Next, a whole bunch of people came running toward me. When they arrived, somebody grabbed hold of the gurney and rushed me back to wherever I had come from. They hurriedly started hooking up wires and various other things, including an oxygen mask, telling me to breathe deeply; all of these people were… let’s just say, frantic. I objected quite strenuously when they started sticking needles into the joints of my thumbs to take blood samples; not something I recommend for fun times, but they persisted and rushed the samples to the lab, telling me to just relax. You must understand I still had no idea what was going on… most likely a dream…
They told me later, that in those blood samples they took after I woke up, the carbon monoxide level in my bloodstream was about 7 times a fatal level; I simply cannot b alive.
I must say, that even now when I recall that scene, I can’t do so without laughing aloud; what a spectacle!
I can also tell you that for a Christian at least, there is nothing to be afraid of in dying. No, I wasn’t hovering around the room as some have reported, nor did I see any lights or anything. I wish I could tell you some great scene I witnessed or of a face to face with God, but I can only tell you that it was the best sleep I’ve ever had. The process dying can be a little messy though, and it is definitely undignified… but there is nothing to fear.
Of course, this is not the same thing as the resurrection on the last day; for I will die again one of these days… and now you know why I can be a little passionate on certain subjects.
OK, back to the subject at hand:
Resurrected persons have bodies; they are not ghosts or disembodied spirits. Like Jesus, they retain their memories, personalities and identities; everything that makes a person the person they are. Resurrected persons, like Jesus are transformed, having a better, more glorious, more exalted and more lasting kind of existence.
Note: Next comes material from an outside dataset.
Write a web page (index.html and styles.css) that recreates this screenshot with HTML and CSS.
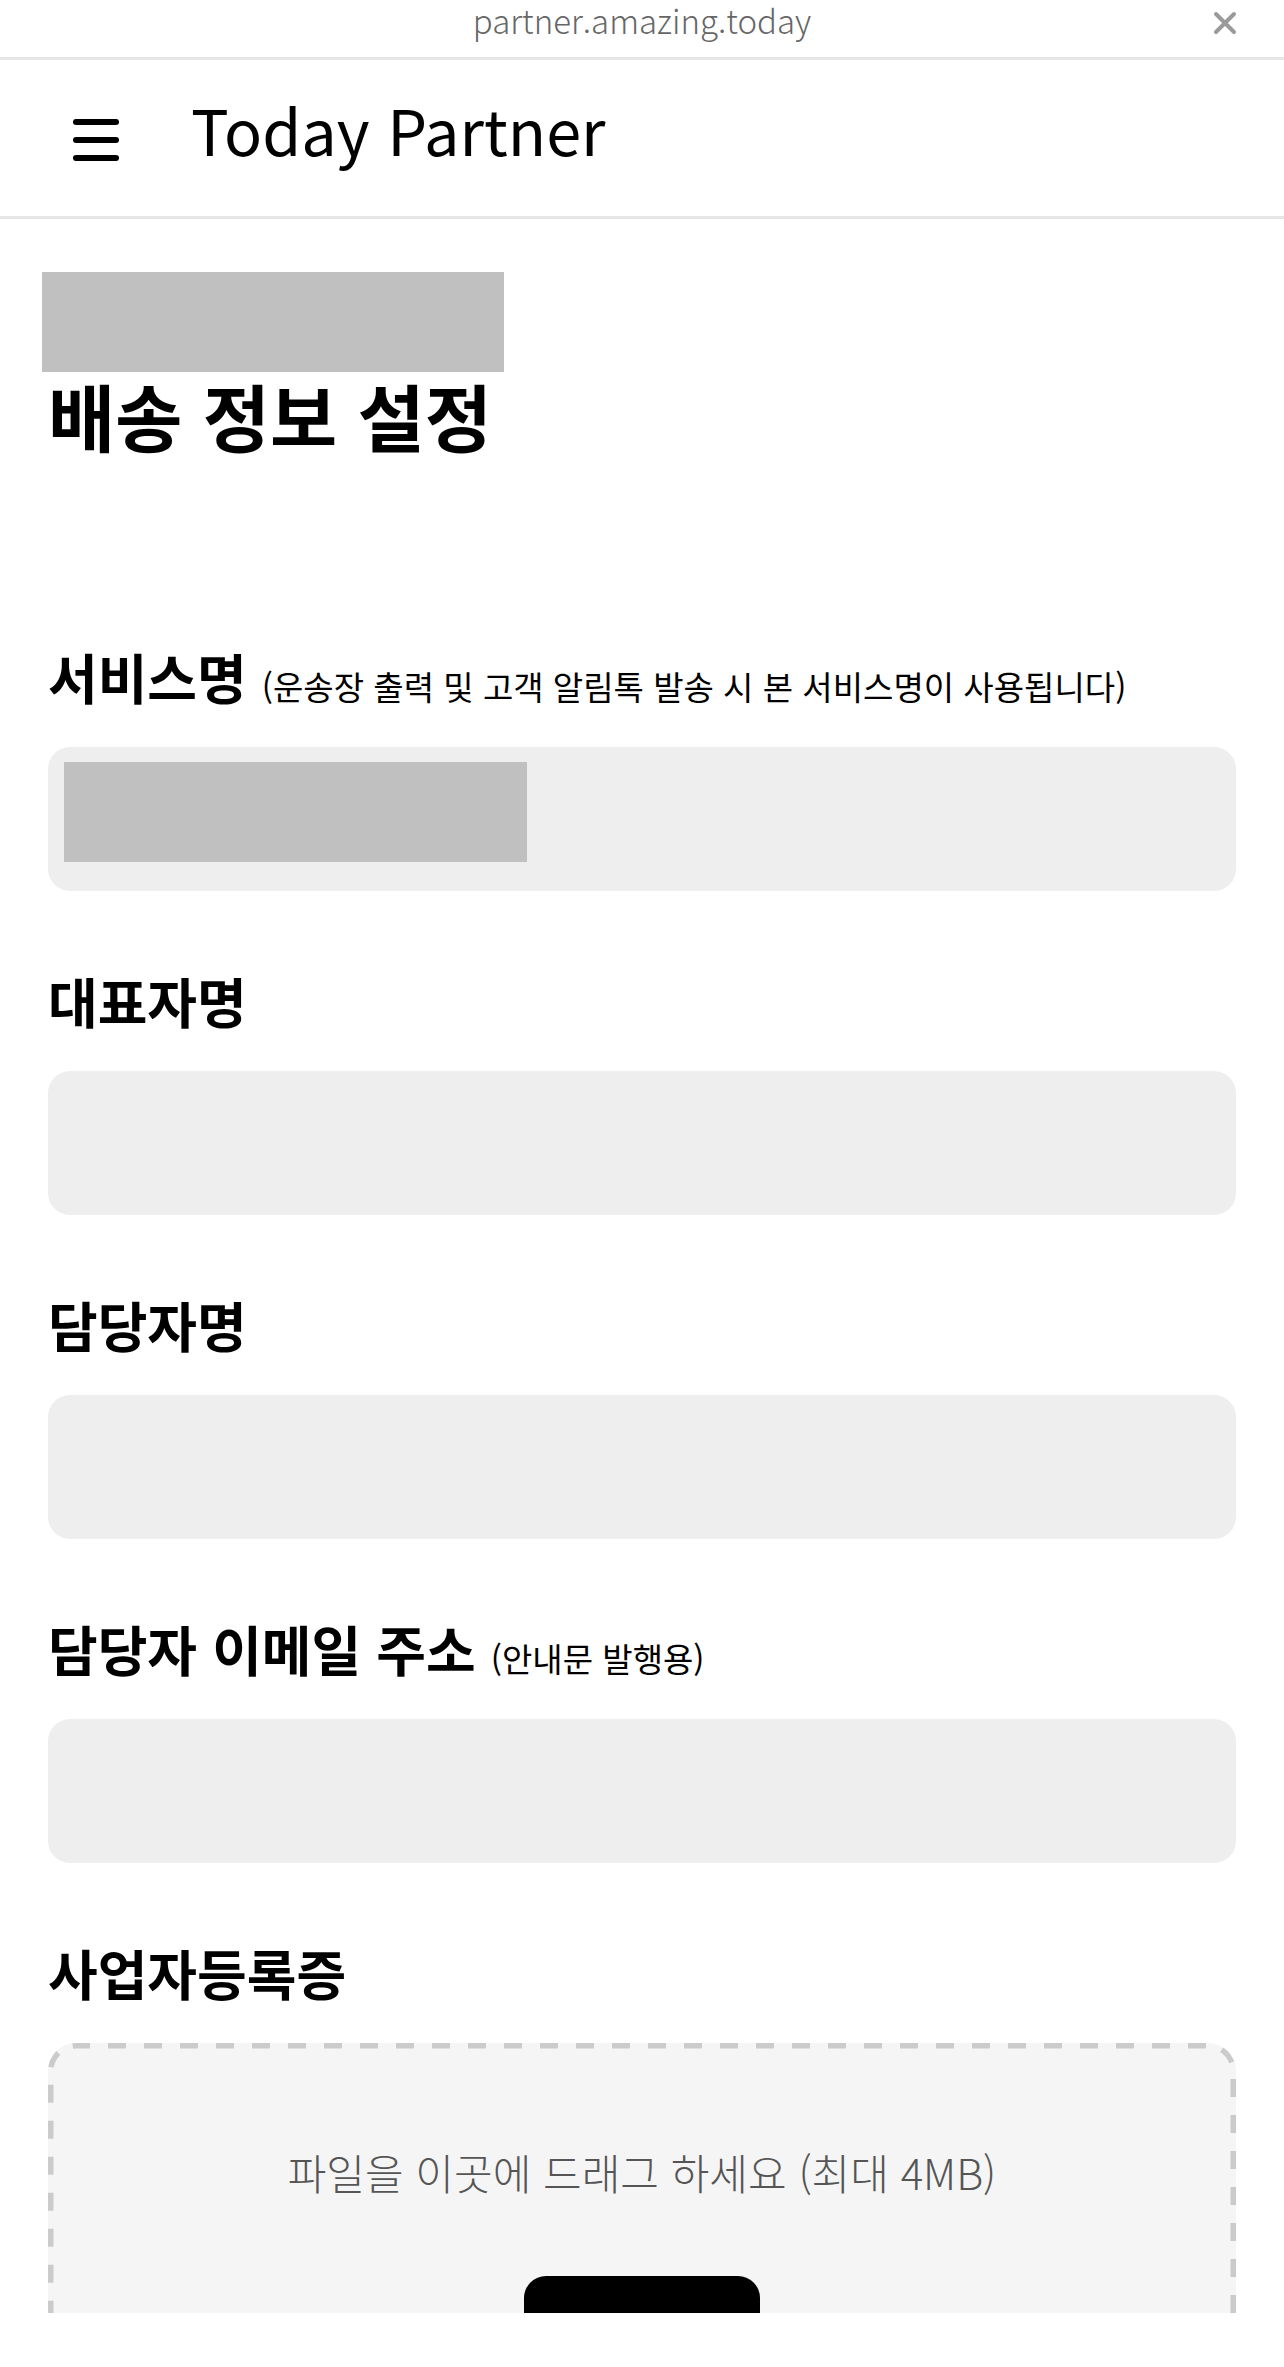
FILE: index.html
```html
<!DOCTYPE html>
<html lang="ko">
<head>
	<meta charset="UTF-8">
	<title>배송 정보 설정 - Today Partner</title>
	<link rel="stylesheet" href="styles.css">
</head>
<body>
	<div class="topbar">
		<span></span>
		<span class="url">partner.amazing.today</span>
		<a href="javascript:;" class="close">
			<svg width="24" height="24" viewBox="0 0 24 24"><path d="M3 3L21 21M21 3L3 21" stroke="#9a9a9a" stroke-width="4" stroke-linecap="round"/></svg>
		</a>
	</div>
	<div class="header">
		<a href="javascript:;" class="menu">
			<i></i><i></i><i></i>
		</a>
		<span class="logo">Today Partner</span>
	</div>
	<div class="viewport">
		<div class="main">
			<div class="mask crumb"></div>
			<h1 class="title">배송 정보 설정</h1>

			<div class="field first">
				<div class="label">서비스명 <small>(운송장 출력 및 고객 알림톡 발송 시 본 서비스명이 사용됩니다)</small></div>
				<div class="input">
					<div class="mask value"></div>
				</div>
			</div>
			<div class="field">
				<div class="label">대표자명</div>
				<div class="input"></div>
			</div>
			<div class="field">
				<div class="label">담당자명</div>
				<div class="input"></div>
			</div>
			<div class="field">
				<div class="label">담당자 이메일 주소 <small>(안내문 발행용)</small></div>
				<div class="input"></div>
			</div>
			<div class="field">
				<div class="label">사업자등록증</div>
				<div class="drop">
					<p class="drop-tip">파일을 이곳에 드래그 하세요 (최대 4MB)</p>
					<a href="javascript:;" class="btn">파일 선택</a>
				</div>
			</div>
		</div>
	</div>
</body>
</html>
```
FILE: styles.css
```css
* {
	padding: 0;
	margin: 0;
	box-sizing: border-box;
}
a {
	text-decoration: none;
}
body {
	font-family: "Noto Sans CJK KR", "Noto Sans", sans-serif;
	color: #000;
	background: #fff;
}
.topbar {
	height: 60px;
	border-bottom: 3px solid #e6e6e6;
	display: grid;
	grid-template-columns: 1fr auto 1fr;
	align-items: start;
}
.url {
	font-size: 33px;
	font-weight: 300;
	color: #666;
	line-height: 40px;
}
.close {
	justify-self: end;
	margin: 11px 47px 0 0;
	display: flex;
}
.header {
	height: 159px;
	border-bottom: 3px solid #e6e6e6;
	display: flex;
	align-items: center;
	padding-left: 73px;
	gap: 72px;
}
.menu {
	display: flex;
	flex-direction: column;
	gap: 12px;
	margin-top: 3px;
}
.menu i {
	display: block;
	width: 46px;
	height: 6px;
	border-radius: 3px;
	background: #000;
}
.logo {
	font-size: 63px;
	line-height: 72px;
	color: #000;
	margin-bottom: 18px;
}
.viewport {
	height: 2094px;
	overflow: hidden;
}
.main {
	padding: 0 48px;
}
.mask {
	background: #c0c0c0;
}
.crumb {
	width: 462px;
	height: 100px;
	margin: 53px 0 0 -6px;
}
.title {
	font-size: 73px;
	line-height: 84px;
	font-weight: 700;
}
.field {
	margin-top: 80px;
}
.field.first {
	margin-top: 191px;
}
.label {
	font-size: 54px;
	line-height: 60px;
	height: 60px;
	font-weight: 700;
	white-space: nowrap;
}
.label small {
	font-size: 33px;
	line-height: 1;
	font-weight: 400;
}
.input {
	margin-top: 40px;
	height: 144px;
	border-radius: 22px;
	background: #eee;
	padding: 15px 16px;
}
.value {
	width: 463px;
	height: 100px;
}
/* dashed frame drawn with svg so the dashes are long like the design */
.drop {
	margin-top: 40px;
	height: 420px;
	border-radius: 28px;
	background: #f5f5f5 url("data:image/svg+xml,%3Csvg xmlns='http://www.w3.org/2000/svg' width='100%25' height='100%25'%3E%3Crect width='100%25' height='100%25' rx='28' ry='28' fill='none' stroke='%23cbcbcb' stroke-width='11' stroke-dasharray='18 18' stroke-dashoffset='4'/%3E%3C/svg%3E") no-repeat;
	padding-top: 104px;
	display: flex;
	flex-direction: column;
	align-items: center;
}
.drop-tip {
	font-size: 42px;
	line-height: 50px;
	font-weight: 300;
	color: #555;
}
.btn {
	margin-top: 79px;
	width: 236px;
	height: 104px;
	border-radius: 22px;
	background: #000;
	color: #fff;
	font-size: 32px;
	line-height: 104px;
	text-align: center;
}
```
Third, the resurrection of Jesus marks the beginning of the general resurrection anticipated in Apocalyptic Theology. Thus, Paul would describe Him as the “firstborn” of those who have “fallen asleep”. Consequently, Christ’s resurrection is really our source of hope that we too will be resurrected, something I can say with certainty. To avoid running up the word count, I’ll break this discussion for now; we’ll pick up next time at this point. I would like to tell you one more thing from my own experience:
I always thought that I had a calling of some kind, even as a child. Yet even though I had this sense, I didn’t know what it was; maybe you have the same experience. After I woke up on that odd day in 1989, my memory was fuzzy. In the end, I lost quite a bit of it. It was 2 weeks before I remembered my address and phone number for instance. I lost, never to be recovered memories of 1987-1988, and when my head finally cleared, memories from high school, (early 70’s) seemed like yesterday. Before the carbon monoxide episode, I had possessed what some called a “photographic memory”. I could prepare for a test in school by just looking at the book. While I was taking the exam, I could recall looking at the book, and read it word for word; every test was “open book” for me. I could quote a professor’s lecture word for word as well… an unfair advantage. That has never come back, woe to me, but I had information and comprehension of certain things that wasn’t there before. Most importantly, I knew my calling, and all doubts were gone forever… or at least so far. Naturally, however, I had to spend the next 12 years running away from my calling… because I wanted to do something else. (Maybe some of you have that experience as well.)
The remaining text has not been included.